Holzworth and the hospital staff adjusted and adapted to the EMR and now the department is able to collect, aggregate and analyze data on patients for the purposes of treatment and research. The digital system provides a holistic and searchable perspective which is enhancing the diagnosis process at Hurley.
“It was a really unique opportunity because I really got to shape the future of the program,” Holzworth said. “It was awesome. It was great to be a part of the experience.”
Transitioning to Medical School
In the summer of 2012, Holzworth was sitting in class at Kettering when the dream she worked so hard to achieve finally came true – she got into medical school.
“That was the best feeling,” Holzworth said. “I was in class and I started crying when I got the email of my official acceptance into MSU.”
Holzworth completed her Biochemistry degree at Kettering in December 2012 and went back to Hurley to work full-time for the next seven months before starting medical school at Michigan State in August 2013. Even though it was her second stint in East Lansing, she was still intimidated by the size of the institution.
“When I went to Michigan State in the fall, it was pretty scary,” Holzworth said. “At Kettering we had 11 people in our classes, at MSU there were 100. I think the biggest shock was when we had to check into our exams with our student IDs. That’s not how it was at Kettering.”
Despite the new environment, Holzworth is confident in her abilities. Her co-op has provided her more practical experience than many of her colleagues in medical school and the vision to pursue ER medicine as a specialty.
“It’s [medical school] intimidating because it is hard,” Holzworth said, “I didn’t know what to expect and it took a little bit to figure it out. The first two months were challenging, to say the least.”
Her co-op experience and the independence and the maturity that resulted from it also helped Holzworth get accepted into the Rural Community Health Program which will place her in Midland, Michigan, for the last two years of medical school to help her gain experience at community hospitals, like Hurley, that are involved and invested in small cities.
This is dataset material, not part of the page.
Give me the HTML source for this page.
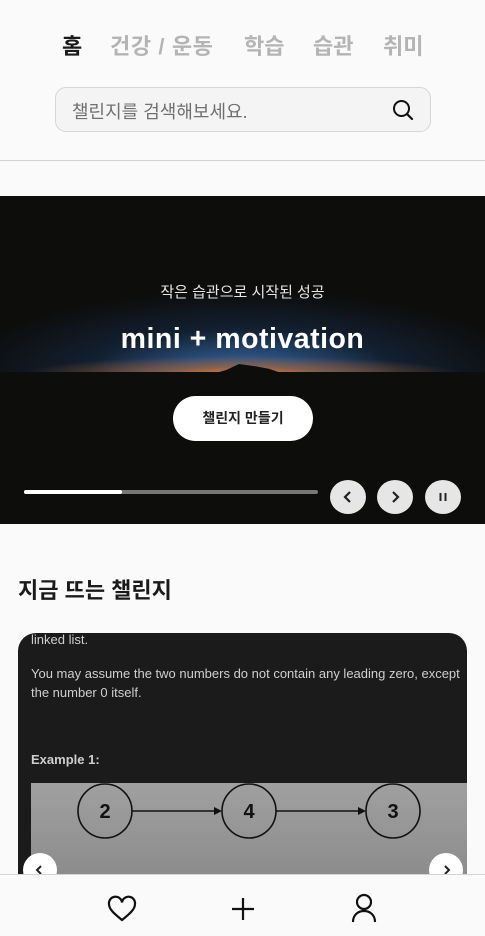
<!DOCTYPE html>
<html><head><meta charset="utf-8"><style>
*{margin:0;padding:0;box-sizing:border-box}
body{width:485px;height:936px;overflow:hidden;background:#fafafa;font-family:"Liberation Sans","Noto Sans CJK KR",sans-serif;position:relative}
.nav{position:absolute;top:29px;left:0;width:485px;height:32px;font-size:22px;font-weight:bold;color:#b4b4b4}
.nav span{position:absolute;top:0;white-space:nowrap}
.search{position:absolute;left:55px;top:87px;width:376px;height:45px;border:1px solid #d6d6d6;border-radius:11px;background:#f4f4f4}
.search .ph{position:absolute;left:16px;top:10px;font-size:18px;color:#707070}
.div{position:absolute;top:160px;left:0;width:485px;height:1px;background:#d4d4d4}
.hero{position:absolute;top:196px;left:0;width:485px;height:328px;background:#0d0d0c;overflow:hidden}
.glow{position:absolute;left:-40px;top:95px;width:565px;height:85px;background:radial-gradient(ellipse 50% 100% at 50% 100%,rgba(90,120,150,.9) 0%,rgba(50,100,160,.75) 25%,rgba(25,55,95,.45) 55%,rgba(0,0,0,0) 100%)}
.hz{position:absolute;left:0;top:160px;width:485px;height:18px;background:radial-gradient(ellipse 45% 100% at 50% 100%,rgba(225,120,40,.95) 0%,rgba(180,100,50,.6) 40%,rgba(0,0,0,0) 100%)}
.ground{position:absolute;left:0;top:176px;width:485px;height:152px;background:#0d0d0c}
.mtn{position:absolute;left:205px;top:168px;width:85px;height:12px;background:#0d0d0c;clip-path:polygon(0 100%,25% 50%,40% 0,60% 20%,75% 40%,100% 100%)}
.h-sub{position:absolute;top:85px;width:100%;text-align:center;color:#e6e6e6;font-size:15px}
.h-title{position:absolute;top:127px;width:100%;text-align:center;color:#fff;font-size:28.5px;font-weight:bold;letter-spacing:.5px}
.btn{position:absolute;left:173px;top:200px;width:140px;height:45px;border-radius:23px;background:#fff;color:#222;font-size:14px;font-weight:bold;text-align:center;line-height:45px}
.bar{position:absolute;left:24px;top:294px;width:294px;height:4px;background:#777;border-radius:2px}
.bar i{position:absolute;left:0;top:0;width:98px;height:4px;background:#fff;border-radius:2px}
.cb{position:absolute;top:284px;width:36px;height:34px;border-radius:50%;background:#e6e6e6}
.cb svg{position:absolute;left:0;top:0}
h2{position:absolute;left:18px;top:573px;font-size:22px;font-weight:bold;color:#1a1a1a}
.card{position:absolute;left:18px;top:633px;width:449px;height:260px;border-radius:18px 18px 0 0;background:#1b1b1b;overflow:hidden;color:#cfcfcf;font-size:13px}
.card p{position:absolute;left:13px;white-space:nowrap}
.img{position:absolute;left:13px;top:150px;width:436px;height:110px;background:linear-gradient(#a0a0a0,#888)}
.sb{position:absolute;top:853px;width:34px;height:34px;border-radius:50%;background:#fff}
.bot{position:absolute;top:874px;left:0;width:485px;height:62px;background:#fafafa;border-top:1px solid #d4d4d4}
</style></head><body>
<div class="nav">
<span style="left:62px;color:#1a1a1a">홈</span>
<span style="left:110px;letter-spacing:.6px">건강 / 운동</span>
<span style="left:244px">학습</span>
<span style="left:313px">습관</span>
<span style="left:383px">취미</span>
</div>
<div class="search"><span class="ph">챌린지를 검색해보세요.</span>
<svg style="position:absolute;left:336px;top:11px" width="22" height="22" viewBox="0 0 22 22"><circle cx="9.5" cy="9.5" r="7.5" fill="none" stroke="#111" stroke-width="2"/><line x1="15" y1="15" x2="20" y2="20" stroke="#111" stroke-width="2.2" stroke-linecap="round"/></svg></div>
<div class="div"></div>
<div class="hero">
<div class="glow"></div><div class="hz"></div><div class="ground"></div><div class="mtn"></div>
<div class="h-sub">작은 습관으로 시작된 성공</div>
<div class="h-title">mini + motivation</div>
<div class="btn">챌린지 만들기</div>
<div class="bar"><i></i></div>
<div class="cb" style="left:330px"><svg width="36" height="34"><path d="M20 12l-5 5 5 5" fill="none" stroke="#222" stroke-width="2.2"/></svg></div>
<div class="cb" style="left:377px"><svg width="36" height="34"><path d="M16 12l5 5-5 5" fill="none" stroke="#222" stroke-width="2.2"/></svg></div>
<div class="cb" style="left:425px"><svg width="36" height="34"><path d="M15.5 13v8M20.5 13v8" stroke="#222" stroke-width="2"/></svg></div>
</div>
<h2>지금 뜨는 챌린지</h2>
<div class="card">
<p style="top:-1px">linked list.</p>
<p style="top:33px">You may assume the two numbers do not contain any leading zero, except</p>
<p style="top:52px">the number 0 itself.</p>
<p style="top:119px;font-weight:bold">Example 1:</p>
<div class="img"><svg width="436" height="110" viewBox="0 0 436 110">
<g fill="none" stroke="#111" stroke-width="1.6"><circle cx="74" cy="28" r="27"/><circle cx="218" cy="28" r="27"/><circle cx="362" cy="28" r="27"/>
<line x1="101" y1="28" x2="186" y2="28"/><line x1="245" y1="28" x2="330" y2="28"/></g>
<path d="M191 28l-8-4v8zM335 28l-8-4v8z" fill="#111"/>
<g font-size="20" font-weight="bold" fill="#111" text-anchor="middle" font-family="Liberation Sans,sans-serif"><text x="74" y="35">2</text><text x="218" y="35">4</text><text x="362" y="35">3</text></g></svg></div>
</div>
<div class="sb" style="left:23px"><svg width="34" height="34"><path d="M18 13l-4 4 4 4" fill="none" stroke="#222" stroke-width="2"/></svg></div>
<div class="sb" style="left:429px"><svg width="34" height="34"><path d="M16 13l4 4-4 4" fill="none" stroke="#222" stroke-width="2"/></svg></div>
<div class="bot">
<svg style="position:absolute;left:107px;top:20px" width="30" height="28" viewBox="0 0 30 28"><path d="M15 25C9 20 2 15 2 9a6.5 6.5 0 0 1 13-1.5A6.5 6.5 0 0 1 28 9c0 6-7 11-13 16z" fill="none" stroke="#111" stroke-width="2.2"/></svg>
<svg style="position:absolute;left:230px;top:21px" width="26" height="26"><path d="M13 2v22M2 13h22" stroke="#111" stroke-width="2.2"/></svg>
<svg style="position:absolute;left:350px;top:18px" width="28" height="30" viewBox="0 0 28 30"><circle cx="14" cy="9" r="7" fill="none" stroke="#111" stroke-width="2.2"/><path d="M3 29c0-7 5-11 11-11s11 4 11 11" fill="none" stroke="#111" stroke-width="2.2"/></svg>
</div>
</body></html>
At Hurley, Holzworth became fascinated by the dynamic and relationships of hospitals and their surrounding communities and that’s the area where she hopes to dedicate the rest of her professional life.
“I knew if I could come to Hurley every day and still love it, then I will enjoy medicine for the rest of my life,” Holzworth said. “Hurley and the Scribe Program helped me solidify my passion for medicine and direct my specialty.”